浅草・鷲神社の酉の市でしか買うことのできない『よし田』は、前述したように、江戸時代から受け継がれてきた伝統的な手法を守る、唯一の熊手屋として“宝船熊手”を作り続けています。七福神や財宝を描いた絵札で飾り、宝船に見立てた熊手のすべての素材は昔ながらの紙と竹のみ。製作は正月に使用した門松を方々から譲り受け、そこから竹を切り出し、串を作ることからはじまります。地紙の型抜きや串へののり付け、筋書き(下絵書き)、面相などの彩色、土台となる熊手への絵札の差し込みなど、全ての工程を職人と分担しながら手作業で仕上げるため、酉の市が終わった日から、1年がかりで次の年に売り出す熊手の準備に取りかかるそう。
中でも重要な筋書き(下絵書き)は4代目女将の京子さんしかできないなど、予想以上の時間と手間をかけて作られる工程が、希少価値の高い縁起物と言われる所以でしょう。「専門的な絵の勉強はしておらず、まさに見よう見まねで身につけたといった感じでしょうか」と語る京子さんは、小さな頃から現在“大女将”と呼ばれる3代目女将の母、啓子さんの作業を側で見ながら、色付けの手伝いをしているうちにだんだんと絵付けができるようになったのだとか。
先代の絵の個性でもだんだんとタッチが変化しているだけでなく、地紙はすべて手作業で仕上げるため、1枚1枚の線の太さや顔つきにも個体差があるそう。

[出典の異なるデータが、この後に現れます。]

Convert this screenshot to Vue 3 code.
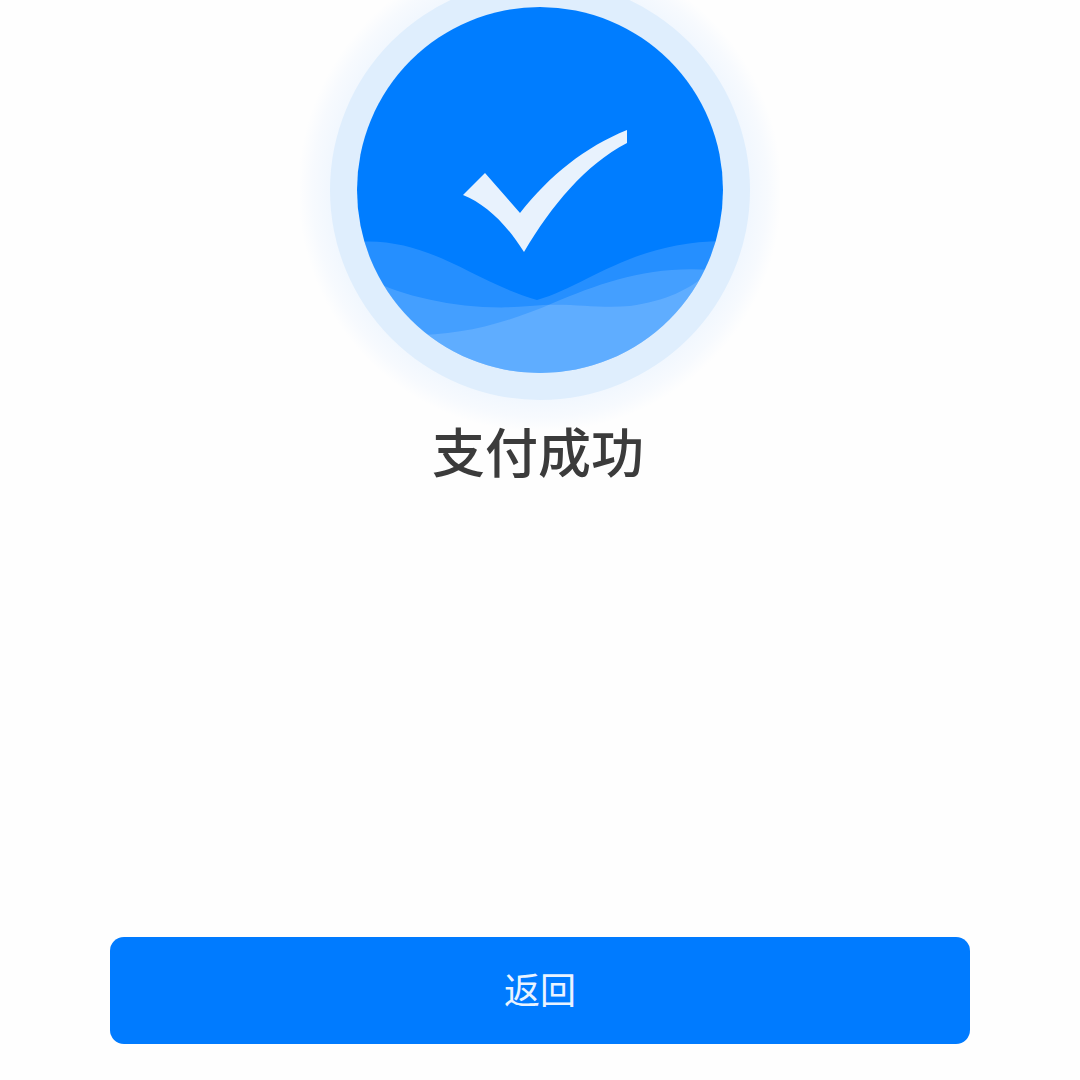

熊手を購入する際には、そのユニークで可愛らしい表情にも注目してみると面白い。来年は、熊手に関する知識を深めることで、新たな気持ちで来年の酉の市を楽しめるのではないでしょうか。
知っておきたい熊手の三箇条
1.サイズの選び方
熊手は縁起物なので、その都度自分の予算に合わせて買うのでなく、商売が順調な時は、それに合わせて年々熊手を大きくしていくのが好ましい。または毎年同じ大きさを購入し続けてもよい。
2.正しい返納の仕方
熊手を購入した翌年の酉の市に設けられている<納め所>に返納し収めてから、新しいものを購入するという流れが一般的。一年間福を取り込んでくれた熊手に感謝の思いを込めて返納しましょう。
3.ご祝儀というならわし
酉の市には昔から熊手の商談という買い方がある。縁起ものは“勝つ”て帰りたいから、交渉して相手に負けてもらうが、勝った身祝いで値切った分だけ<ご祝儀>として店においてくるのが粋な熊手の買い方。
PROFILE

吉田京子
江戸時代から伝わる代々の技法を受け継ぎ、浅草・鷲神社の酉の市で唯一、宝船熊手を売る熊手屋『よし田』の4代目女将。毎年売られる1700~1800本以上の宝船熊手の筋書き(下絵書き)を全て手掛けている。

橘右之吉
橘流寄席文字・江戸文字書家。寄席文字橘会理事。『よし田』の長男として生まれ1965年に橘流寄席文字家元・橘右近に師事。1969年に正式な一門継承者として「橘右之吉」の筆名を認可される。浅草寺本堂の大提灯や、酉の市のポスターの文字等も手がけている。